米窪太刀雄(よねくぼ たちお)著
夏目漱石も激賞した商船学校の練習帆船・大成丸の世界周航記。
若々しさにあふれた商船学校生による異色の帆船航海記が現代の言葉で復活(連載の第120回)
オビドールのカフェ
一九〇四年の市区改正で、なんでもかんでもパリ式に道を広くしろ、家を高くしろ、やれ古くさい神秘的な歴史や伝説の跡はさっさと打ち壊して、劇場や舞踏場をおっ建てろ、やれ時代遅れのハンサム*や、旧式な四輪車はどこかにうっちゃって、便利な自動車と黒塗りで華やかな軽車にしろなどと息巻いた不風流なリオ人士のうちにも、相当に話せる非現世的の男がないでもなかった。
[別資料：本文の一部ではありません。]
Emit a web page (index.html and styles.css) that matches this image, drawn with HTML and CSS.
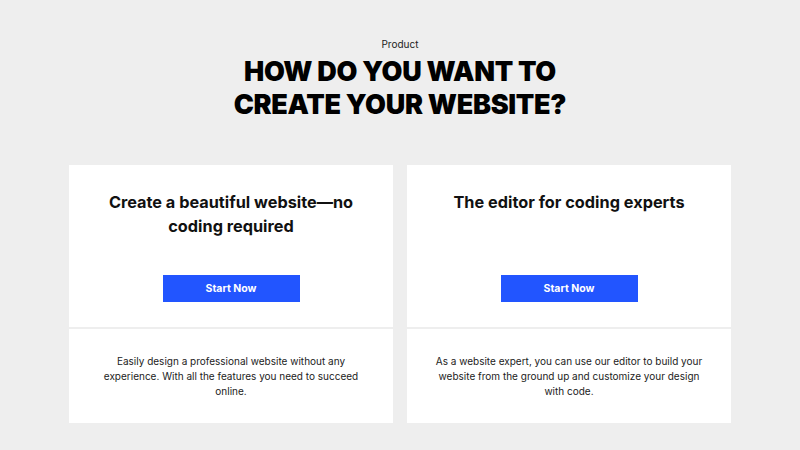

交通機関としてなおいまだハンサムや、ランドウ**やオムニバス***などの古物の存在を寛容しているロンドンの古典的(クラシカル)趣味を、よく咀嚼(そしゃく)せる男もないではなかった。
* ハンサム (hansom):一頭立ての二輪馬車。ミステリーの名探偵シャーロック・ホームズが愛用したことでも知られる。
** ランドウ (landau):四輪馬車。